--- TASK BRIEF ---
Repeat the full listing below verbatim and keep the images out.

--- DATA LINES ---
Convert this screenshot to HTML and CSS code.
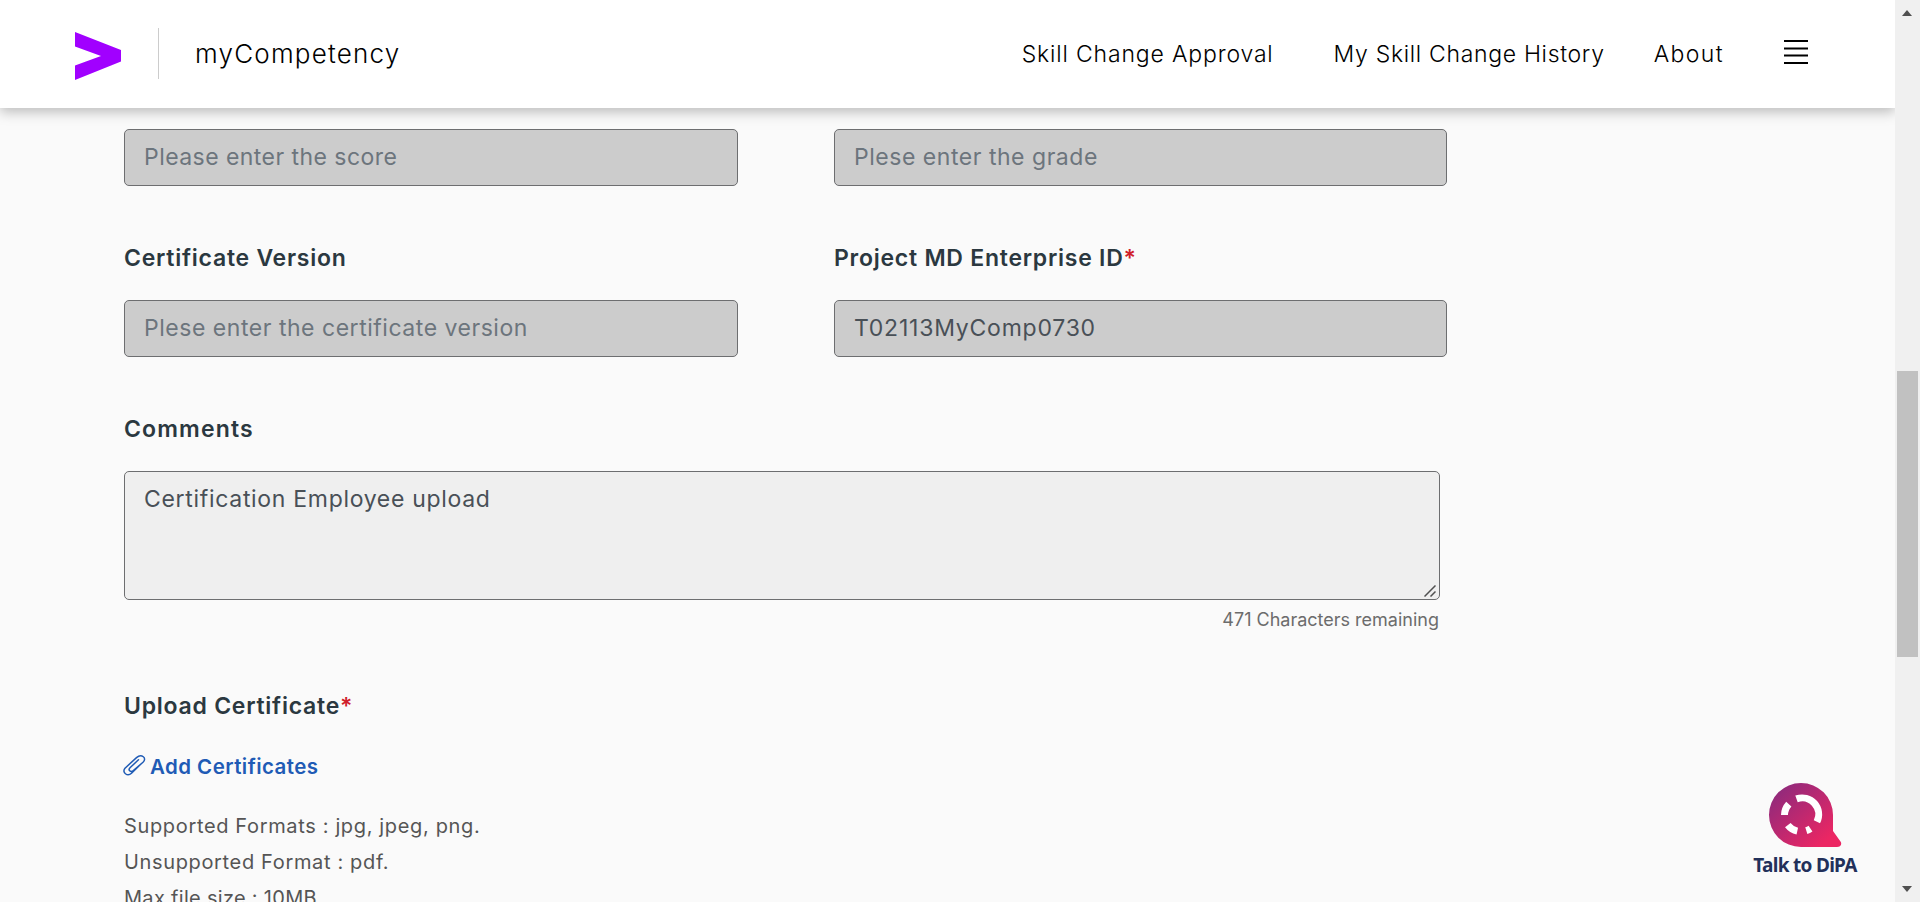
FILE: index.html
```html
<!DOCTYPE html>
<html lang="en">
<head>
<meta charset="utf-8">
<title>myCompetency</title>
<link rel="stylesheet" href="styles.css">
</head>
<body>
<div class="page">
  <header class="header">
    <svg class="logo" viewBox="0 0 46 48"><path fill="#a100ff" d="M0 0 46 18V29.500L0 48V33.500L26 24 0 14.500Z"/></svg>
    <span class="divider"></span>
    <span class="brand">myCompetency</span>
    <nav class="nav">
      <a class="nav-link approval">Skill Change Approval</a>
      <a class="nav-link history">My Skill Change History</a>
      <a class="nav-link about">About</a>
      <svg class="menu" viewBox="0 0 24 26"><path stroke="#000" stroke-width="2" d="M0 2H24M0 9.500H24M0 16.500H24M0 24H24"/></svg>
    </nav>
  </header>
  <main class="form">
    <div class="row">
      <input class="field score" placeholder="Please enter the score" disabled>
      <input class="field" placeholder="Plese enter the grade" disabled>
    </div>
    <div class="row labelled">
      <div class="group">
        <label class="label">Certificate Version</label>
        <input class="field" placeholder="Plese enter the certificate version" disabled>
      </div>
      <div class="group">
        <label class="label">Project MD Enterprise ID<span class="star">*</span></label>
        <input class="field value" value="T02113MyComp0730" disabled>
      </div>
    </div>
    <div class="group labelled">
      <label class="label comments">Comments</label>
      <div class="area-wrap">
        <textarea class="area" disabled>Certification Employee upload</textarea>
        <svg class="grip" viewBox="0 0 12 12"><path stroke="#505050" stroke-width="1.500" d="M.5 11.500 11.500.5M6.500 11.500 11.500 6.500"/></svg>
      </div>
      <div class="counter">471 Characters remaining</div>
    </div>
    <div class="upload">
      <label class="label">Upload Certificate<span class="star">*</span></label>
      <a class="add"><svg class="clip" viewBox="0 0 23 21"><g fill="none" stroke="#1f5bb5" stroke-width="1.500" stroke-linecap="round"><path d="M18.500 8.500 8.500 18.200C4.500 22-1.500 17.500 2 13.200L13.500 2.600C18.500-1.600 24.500 3 20 7.300L10.300 15.600C7.300 17.800 4.800 15 7 12.700L15.500 4.800"/></g></svg>Add Certificates</a>
      <p class="note">Supported Formats : jpg, jpeg, png.<br>Unsupported Format : pdf.<br><span class="size">Max file size : 10MB</span></p>
    </div>
  </main>
</div>
<aside class="scrollbar"><i class="up"></i><i class="thumb"></i><i class="down"></i></aside>
<div class="chat">
  <svg class="bubble" viewBox="0 0 74 66">
    <defs><linearGradient id="g" x1="0" y1="0" x2="1" y2="1"><stop offset=".1" stop-color="#8f2a7c"/><stop offset=".85" stop-color="#ec2663"/></linearGradient></defs>
    <path fill="url(#g)" d="M33 1a32 32 0 0 1 32 32V49L72.500 59.500C74.500 62.500 72 65 69 65H33A32 32 0 0 1 33 1Z"/>
    <g fill="none" stroke="#fff" stroke-width="7"><path d="M28.500 16.900A16.500 16.500 0 0 1 48.900 39.800M16.500 33A16.500 16.500 0 0 1 20.800 22.200M19.800 43.100A16.500 16.500 0 0 0 29.300 49.100M38.300 48.600A16.500 16.500 0 0 0 42.500 46.600"/></g>
  </svg>
  <span class="chat-text">Talk to DiPA</span>
</div>
</body>
</html>
```
FILE: styles.css
```css
*{box-sizing:border-box}
body{margin:0;height:902px;display:flex;overflow:hidden;background:#fafafa;font-family:Inter,"Liberation Sans",sans-serif}
.page{width:1895px;height:902px;overflow:hidden}
.header{height:108px;display:flex;align-items:center;padding-left:75px;background:#fff;box-shadow:0 4px 12px rgba(0,0,0,.25)}
.logo{width:46px;height:48px;margin-top:4px}
.divider{width:1px;height:51px;margin:0 0 1px 37px;background:#ccc}
.brand{margin:0 0 2px 36px;font-size:26px;font-weight:300;letter-spacing:1.22px;color:#000}
.nav{display:flex;align-items:center;margin-left:auto;padding-right:87px}
.nav-link{margin-bottom:1px;font-size:23px;font-weight:300;letter-spacing:.84px;color:#000;white-space:nowrap}
.history{margin-left:60px;letter-spacing:.68px}
.about{margin-left:49px;letter-spacing:1.4px}
.menu{width:24px;height:26px;margin:0 0 5px 60px}
.form{padding:21px 0 0 124px}
.row{display:flex;gap:96px}
.labelled{margin-top:57px}
.field{display:block;width:614px;height:57px;padding:0 19px 2px;border:1px solid #6d6e70;border-radius:5px;background:#ccc;font:400 23px Inter,sans-serif;letter-spacing:.53px;color:#495057}
.row>.field:last-child,.group:last-child>.field{width:613px}
.score{letter-spacing:.45px}
.value{letter-spacing:.77px}
.field::placeholder{color:#6c757d}
.label{display:block;height:30px;line-height:30px;margin-bottom:27px;font-size:23px;font-weight:600;letter-spacing:.75px;color:#2b3840}
.comments{letter-spacing:1.15px}
.star{color:#d0202a}
.area-wrap{position:relative;width:1316px}
.area{display:block;width:1316px;height:129px;padding:12px 19px;resize:none;border:1px solid #6d6e70;border-radius:5px;background:#efefef;font:400 23px/30px Inter,sans-serif;letter-spacing:.69px;color:#495057}
.grip{position:absolute;right:4px;bottom:3px;width:12px;height:12px}
.counter{width:1316px;margin-top:8px;padding-right:1px;height:24px;line-height:24px;text-align:right;font-size:18px;color:#6c6c6c}
.upload{margin-top:59px}
.add{display:flex;height:30px;margin-top:31px;line-height:30px;font-size:20.5px;font-weight:600;letter-spacing:.44px;color:#1f5bb5}
.clip{width:23px;height:21px;margin:3px 4px 0 -1px}
.note{margin:26px 0 0;font-size:20px;line-height:36px;letter-spacing:.65px;color:#555}
.size{letter-spacing:.3px}
.scrollbar{position:relative;width:25px;height:902px;background:#f0f0f0}
.thumb{position:absolute;left:2px;top:371px;width:21px;height:286px;background:#c1c1c1}
.up,.down{position:absolute;left:7px;border:5.5px solid transparent}
.up{top:10px;border-top:0;border-bottom:6px solid #505050}
.down{bottom:10px;border-bottom:0;border-top:6px solid #505050}
.chat{position:absolute;left:1753px;top:782px;width:104px;display:flex;flex-direction:column;align-items:center}
.bubble{width:74px;height:66px}
.chat-text{margin-top:4px;font:700 19px/26px "Noto Sans",sans-serif;letter-spacing:-.7px;color:#22305a;white-space:nowrap}
```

--- EXERCISE ANSWER ---
Convert this screenshot to HTML and CSS code.
FILE: index.html
```html
<!DOCTYPE html>
<html lang="en">
<head>
<meta charset="utf-8">
<title>myCompetency</title>
<link rel="stylesheet" href="styles.css">
</head>
<body>
<div class="page">
  <header class="header">
    <svg class="logo" viewBox="0 0 46 48"><path fill="#a100ff" d="M0 0 46 18V29.500L0 48V33.500L26 24 0 14.500Z"/></svg>
    <span class="divider"></span>
    <span class="brand">myCompetency</span>
    <nav class="nav">
      <a class="nav-link approval">Skill Change Approval</a>
      <a class="nav-link history">My Skill Change History</a>
      <a class="nav-link about">About</a>
      <svg class="menu" viewBox="0 0 24 26"><path stroke="#000" stroke-width="2" d="M0 2H24M0 9.500H24M0 16.500H24M0 24H24"/></svg>
    </nav>
  </header>
  <main class="form">
    <div class="row">
      <input class="field score" placeholder="Please enter the score" disabled>
      <input class="field" placeholder="Plese enter the grade" disabled>
    </div>
    <div class="row labelled">
      <div class="group">
        <label class="label">Certificate Version</label>
        <input class="field" placeholder="Plese enter the certificate version" disabled>
      </div>
      <div class="group">
        <label class="label">Project MD Enterprise ID<span class="star">*</span></label>
        <input class="field value" value="T02113MyComp0730" disabled>
      </div>
    </div>
    <div class="group labelled">
      <label class="label comments">Comments</label>
      <div class="area-wrap">
        <textarea class="area" disabled>Certification Employee upload</textarea>
        <svg class="grip" viewBox="0 0 12 12"><path stroke="#505050" stroke-width="1.500" d="M.5 11.500 11.500.5M6.500 11.500 11.500 6.500"/></svg>
      </div>
      <div class="counter">471 Characters remaining</div>
    </div>
    <div class="upload">
      <label class="label">Upload Certificate<span class="star">*</span></label>
      <a class="add"><svg class="clip" viewBox="0 0 23 21"><g fill="none" stroke="#1f5bb5" stroke-width="1.500" stroke-linecap="round"><path d="M18.500 8.500 8.500 18.200C4.500 22-1.500 17.500 2 13.200L13.500 2.600C18.500-1.600 24.500 3 20 7.300L10.300 15.600C7.300 17.800 4.800 15 7 12.700L15.500 4.800"/></g></svg>Add Certificates</a>
      <p class="note">Supported Formats : jpg, jpeg, png.<br>Unsupported Format : pdf.<br><span class="size">Max file size : 10MB</span></p>
    </div>
  </main>
</div>
<aside class="scrollbar"><i class="up"></i><i class="thumb"></i><i class="down"></i></aside>
<div class="chat">
  <svg class="bubble" viewBox="0 0 74 66">
    <defs><linearGradient id="g" x1="0" y1="0" x2="1" y2="1"><stop offset=".1" stop-color="#8f2a7c"/><stop offset=".85" stop-color="#ec2663"/></linearGradient></defs>
    <path fill="url(#g)" d="M33 1a32 32 0 0 1 32 32V49L72.500 59.500C74.500 62.500 72 65 69 65H33A32 32 0 0 1 33 1Z"/>
    <g fill="none" stroke="#fff" stroke-width="7"><path d="M28.500 16.900A16.500 16.500 0 0 1 48.900 39.800M16.500 33A16.500 16.500 0 0 1 20.800 22.200M19.800 43.100A16.500 16.500 0 0 0 29.300 49.100M38.300 48.600A16.500 16.500 0 0 0 42.500 46.600"/></g>
  </svg>
  <span class="chat-text">Talk to DiPA</span>
</div>
</body>
</html>
```
FILE: styles.css
```css
*{box-sizing:border-box}
body{margin:0;height:902px;display:flex;overflow:hidden;background:#fafafa;font-family:Inter,"Liberation Sans",sans-serif}
.page{width:1895px;height:902px;overflow:hidden}
.header{height:108px;display:flex;align-items:center;padding-left:75px;background:#fff;box-shadow:0 4px 12px rgba(0,0,0,.25)}
.logo{width:46px;height:48px;margin-top:4px}
.divider{width:1px;height:51px;margin:0 0 1px 37px;background:#ccc}
.brand{margin:0 0 2px 36px;font-size:26px;font-weight:300;letter-spacing:1.22px;color:#000}
.nav{display:flex;align-items:center;margin-left:auto;padding-right:87px}
.nav-link{margin-bottom:1px;font-size:23px;font-weight:300;letter-spacing:.84px;color:#000;white-space:nowrap}
.history{margin-left:60px;letter-spacing:.68px}
.about{margin-left:49px;letter-spacing:1.4px}
.menu{width:24px;height:26px;margin:0 0 5px 60px}
.form{padding:21px 0 0 124px}
.row{display:flex;gap:96px}
.labelled{margin-top:57px}
.field{display:block;width:614px;height:57px;padding:0 19px 2px;border:1px solid #6d6e70;border-radius:5px;background:#ccc;font:400 23px Inter,sans-serif;letter-spacing:.53px;color:#495057}
.row>.field:last-child,.group:last-child>.field{width:613px}
.score{letter-spacing:.45px}
.value{letter-spacing:.77px}
.field::placeholder{color:#6c757d}
.label{display:block;height:30px;line-height:30px;margin-bottom:27px;font-size:23px;font-weight:600;letter-spacing:.75px;color:#2b3840}
.comments{letter-spacing:1.15px}
.star{color:#d0202a}
.area-wrap{position:relative;width:1316px}
.area{display:block;width:1316px;height:129px;padding:12px 19px;resize:none;border:1px solid #6d6e70;border-radius:5px;background:#efefef;font:400 23px/30px Inter,sans-serif;letter-spacing:.69px;color:#495057}
.grip{position:absolute;right:4px;bottom:3px;width:12px;height:12px}
.counter{width:1316px;margin-top:8px;padding-right:1px;height:24px;line-height:24px;text-align:right;font-size:18px;color:#6c6c6c}
.upload{margin-top:59px}
.add{display:flex;height:30px;margin-top:31px;line-height:30px;font-size:20.5px;font-weight:600;letter-spacing:.44px;color:#1f5bb5}
.clip{width:23px;height:21px;margin:3px 4px 0 -1px}
.note{margin:26px 0 0;font-size:20px;line-height:36px;letter-spacing:.65px;color:#555}
.size{letter-spacing:.3px}
.scrollbar{position:relative;width:25px;height:902px;background:#f0f0f0}
.thumb{position:absolute;left:2px;top:371px;width:21px;height:286px;background:#c1c1c1}
.up,.down{position:absolute;left:7px;border:5.5px solid transparent}
.up{top:10px;border-top:0;border-bottom:6px solid #505050}
.down{bottom:10px;border-bottom:0;border-top:6px solid #505050}
.chat{position:absolute;left:1753px;top:782px;width:104px;display:flex;flex-direction:column;align-items:center}
.bubble{width:74px;height:66px}
.chat-text{margin-top:4px;font:700 19px/26px "Noto Sans",sans-serif;letter-spacing:-.7px;color:#22305a;white-space:nowrap}
```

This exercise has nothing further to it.